The more the redhead kept whistling, her two fingers buried in her mouth like a prong in a socket, the more I could see it. Hear it. Feel it. The palm fronds trembled. The tracks shuddered. I felt sweat on my rib cage. The bottoms of my laceless sneakers heated up.
A train was coming.
We were all still young enough that our deaths would be considered tragic, though the tall roommate was always telling us we owed it to ourselves to commit suicide before we had been ravaged by time. Think of Alice, she would implore, referring to the sixty-year-old who had been shipped to this place by her adult children after attempting to gas herself in her garage. Alice walked around with stains on her sweatpants and a sad bowl haircut and ingrown toenails. Alice had done electroshock in her thirties. Think of Alice if you want to talk about what’s tragic.
When the New Year arrives, and it is almost here, I will be closer in age to Alice than to the girl who stood on those tracks, on her last night, thinking about trains.
Not long after that girl rejoined the world, she came to the conclusion that the self who spent ten months staring at bars through floral curtains must be killed, so the person the girl needed to become could take her place. It was a good plan, except she has proven resilient, that old self. Never more so than now.

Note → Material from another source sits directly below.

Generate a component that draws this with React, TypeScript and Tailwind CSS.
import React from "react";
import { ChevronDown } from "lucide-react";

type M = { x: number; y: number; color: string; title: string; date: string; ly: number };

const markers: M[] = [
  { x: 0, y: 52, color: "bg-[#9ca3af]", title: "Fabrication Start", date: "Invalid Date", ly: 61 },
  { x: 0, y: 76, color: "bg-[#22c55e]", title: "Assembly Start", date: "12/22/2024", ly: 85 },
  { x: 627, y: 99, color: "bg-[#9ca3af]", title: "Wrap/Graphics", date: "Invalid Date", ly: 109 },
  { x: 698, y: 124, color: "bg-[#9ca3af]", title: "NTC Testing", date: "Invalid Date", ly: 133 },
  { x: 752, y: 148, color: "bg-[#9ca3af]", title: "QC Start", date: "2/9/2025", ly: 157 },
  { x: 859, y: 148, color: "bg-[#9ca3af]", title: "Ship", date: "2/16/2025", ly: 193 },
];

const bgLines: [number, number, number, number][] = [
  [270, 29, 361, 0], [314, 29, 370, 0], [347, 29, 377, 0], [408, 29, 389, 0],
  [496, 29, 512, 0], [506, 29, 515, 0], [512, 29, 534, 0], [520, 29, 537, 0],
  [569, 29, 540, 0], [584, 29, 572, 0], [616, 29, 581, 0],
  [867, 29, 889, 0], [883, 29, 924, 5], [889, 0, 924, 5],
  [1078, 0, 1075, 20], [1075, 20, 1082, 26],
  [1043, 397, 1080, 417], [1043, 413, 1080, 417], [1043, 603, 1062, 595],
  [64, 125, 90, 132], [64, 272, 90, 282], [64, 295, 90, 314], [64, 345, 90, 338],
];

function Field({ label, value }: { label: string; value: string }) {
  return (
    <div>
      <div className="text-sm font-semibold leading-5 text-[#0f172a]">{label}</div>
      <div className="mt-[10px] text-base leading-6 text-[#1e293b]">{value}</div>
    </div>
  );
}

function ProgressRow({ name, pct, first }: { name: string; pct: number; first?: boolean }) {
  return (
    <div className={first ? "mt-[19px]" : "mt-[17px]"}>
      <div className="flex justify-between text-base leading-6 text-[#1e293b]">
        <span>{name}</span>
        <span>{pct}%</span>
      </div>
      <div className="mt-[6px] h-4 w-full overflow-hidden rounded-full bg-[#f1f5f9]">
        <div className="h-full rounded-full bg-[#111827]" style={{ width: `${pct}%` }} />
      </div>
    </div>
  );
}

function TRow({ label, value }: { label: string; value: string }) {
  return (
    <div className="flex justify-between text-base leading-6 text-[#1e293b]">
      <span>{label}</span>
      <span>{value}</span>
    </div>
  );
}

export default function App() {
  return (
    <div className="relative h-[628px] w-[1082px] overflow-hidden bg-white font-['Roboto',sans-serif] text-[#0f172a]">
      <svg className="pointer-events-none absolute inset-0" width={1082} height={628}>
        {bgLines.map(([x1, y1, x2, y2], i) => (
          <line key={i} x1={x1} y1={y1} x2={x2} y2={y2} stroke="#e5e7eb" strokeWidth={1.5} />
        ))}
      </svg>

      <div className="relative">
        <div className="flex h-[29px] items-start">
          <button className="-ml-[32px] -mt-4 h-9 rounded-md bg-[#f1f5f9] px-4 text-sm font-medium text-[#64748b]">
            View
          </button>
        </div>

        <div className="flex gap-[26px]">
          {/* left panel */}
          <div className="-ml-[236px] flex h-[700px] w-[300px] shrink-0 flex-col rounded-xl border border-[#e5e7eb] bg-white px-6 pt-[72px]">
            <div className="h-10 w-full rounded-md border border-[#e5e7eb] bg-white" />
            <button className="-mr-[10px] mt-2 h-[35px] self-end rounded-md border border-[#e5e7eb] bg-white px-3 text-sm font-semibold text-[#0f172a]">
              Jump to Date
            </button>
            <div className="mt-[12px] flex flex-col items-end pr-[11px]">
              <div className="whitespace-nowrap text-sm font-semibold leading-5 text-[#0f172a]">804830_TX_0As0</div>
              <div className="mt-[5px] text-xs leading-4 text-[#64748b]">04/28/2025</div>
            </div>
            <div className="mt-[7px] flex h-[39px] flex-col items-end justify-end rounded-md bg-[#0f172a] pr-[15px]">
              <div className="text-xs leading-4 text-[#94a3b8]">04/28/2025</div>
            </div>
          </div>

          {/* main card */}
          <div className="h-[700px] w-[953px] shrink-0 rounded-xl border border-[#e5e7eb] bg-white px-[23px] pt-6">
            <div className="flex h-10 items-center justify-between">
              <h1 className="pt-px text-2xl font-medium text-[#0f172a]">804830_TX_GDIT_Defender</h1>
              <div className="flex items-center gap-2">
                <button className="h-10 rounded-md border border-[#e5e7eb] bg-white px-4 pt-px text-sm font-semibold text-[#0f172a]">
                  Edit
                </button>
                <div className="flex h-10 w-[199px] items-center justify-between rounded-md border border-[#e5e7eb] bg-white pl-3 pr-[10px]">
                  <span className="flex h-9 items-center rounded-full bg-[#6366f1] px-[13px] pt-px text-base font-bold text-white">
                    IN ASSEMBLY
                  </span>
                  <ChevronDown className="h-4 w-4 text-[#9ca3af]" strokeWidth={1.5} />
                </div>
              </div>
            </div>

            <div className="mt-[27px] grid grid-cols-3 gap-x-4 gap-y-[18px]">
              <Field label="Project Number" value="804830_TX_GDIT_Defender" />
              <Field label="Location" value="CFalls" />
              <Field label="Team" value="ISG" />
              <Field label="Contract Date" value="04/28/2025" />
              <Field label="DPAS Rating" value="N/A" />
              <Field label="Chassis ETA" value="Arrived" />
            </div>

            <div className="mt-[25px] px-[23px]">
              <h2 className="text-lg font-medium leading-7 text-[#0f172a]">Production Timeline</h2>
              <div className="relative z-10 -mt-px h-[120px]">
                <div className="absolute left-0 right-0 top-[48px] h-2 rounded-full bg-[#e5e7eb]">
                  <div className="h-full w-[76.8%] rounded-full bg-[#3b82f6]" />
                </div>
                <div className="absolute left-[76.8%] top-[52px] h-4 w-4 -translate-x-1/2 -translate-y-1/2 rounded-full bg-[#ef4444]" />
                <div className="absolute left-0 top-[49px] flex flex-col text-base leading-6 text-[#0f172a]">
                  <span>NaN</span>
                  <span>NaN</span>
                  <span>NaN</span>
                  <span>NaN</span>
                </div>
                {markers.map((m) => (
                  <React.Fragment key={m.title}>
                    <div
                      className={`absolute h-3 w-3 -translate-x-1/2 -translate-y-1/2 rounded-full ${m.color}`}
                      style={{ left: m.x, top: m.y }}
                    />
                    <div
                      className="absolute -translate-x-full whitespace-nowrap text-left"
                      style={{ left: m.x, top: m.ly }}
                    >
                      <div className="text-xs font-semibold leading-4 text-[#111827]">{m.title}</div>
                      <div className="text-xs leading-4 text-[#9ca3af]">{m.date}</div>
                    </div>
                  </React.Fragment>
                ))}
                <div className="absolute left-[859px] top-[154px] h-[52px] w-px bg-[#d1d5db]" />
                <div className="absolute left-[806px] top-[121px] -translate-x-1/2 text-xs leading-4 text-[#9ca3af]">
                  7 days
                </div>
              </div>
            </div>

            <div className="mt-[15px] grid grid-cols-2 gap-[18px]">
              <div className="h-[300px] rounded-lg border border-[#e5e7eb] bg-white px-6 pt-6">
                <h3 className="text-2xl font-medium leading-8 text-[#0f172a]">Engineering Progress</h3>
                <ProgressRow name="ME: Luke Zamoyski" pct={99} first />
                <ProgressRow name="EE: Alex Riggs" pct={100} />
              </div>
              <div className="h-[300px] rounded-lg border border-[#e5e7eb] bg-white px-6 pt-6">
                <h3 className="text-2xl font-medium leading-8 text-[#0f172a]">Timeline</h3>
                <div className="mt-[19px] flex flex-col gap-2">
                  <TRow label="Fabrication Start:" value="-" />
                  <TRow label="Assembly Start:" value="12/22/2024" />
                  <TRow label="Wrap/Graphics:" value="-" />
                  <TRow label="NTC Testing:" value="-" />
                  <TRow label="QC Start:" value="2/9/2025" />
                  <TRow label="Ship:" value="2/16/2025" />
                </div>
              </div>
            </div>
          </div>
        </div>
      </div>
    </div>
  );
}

I want to tell you about the night I got hit by a train and died.
The thing is—it never happened.
Because there was no train. Of course. We talked for a while—about what I can’t remember—and tried to find stars we could name. We didn’t know the name for anything except the Milky Way; we knew so little back then, the three of us. We returned at the appointed time. We knocked once and the orderly let us back in, flashed that million-dollar smile, confident in our dumb obedience. We crept into our room and got into our beds. Lights out. I slipped away on the edge of dawn. I have never traveled with so little. If they were awake they didn’t say anything. Apparently we had all decided, without discussion, that we didn’t believe in goodbyes.
This was a long time ago.
Long enough that it has ceased to feel like the defining period of my life.
Like when I see a train.
The weird thing is: I love trains. I never get tired of riding them.
After the free counselor’s last day in the art room, I take the long way to the pool. It’s still winter, the downstairs bar is still stuck in its sudden silence, though right now it’s warm enough that I do not need to zip my coat. I wonder, as I have before, what would have happened if there really had been a train. If the tall roommate would have wanted to pray. If the redhead and I could have talked her down. What’s one small thing you could do today to better your life? If the redhead would have seen her brother’s face in ours and sent us flying. If we all would have come to our senses and gotten the fuck out of there. Or if I would have abandoned them both to the tracks, those ghosts I killed to survive.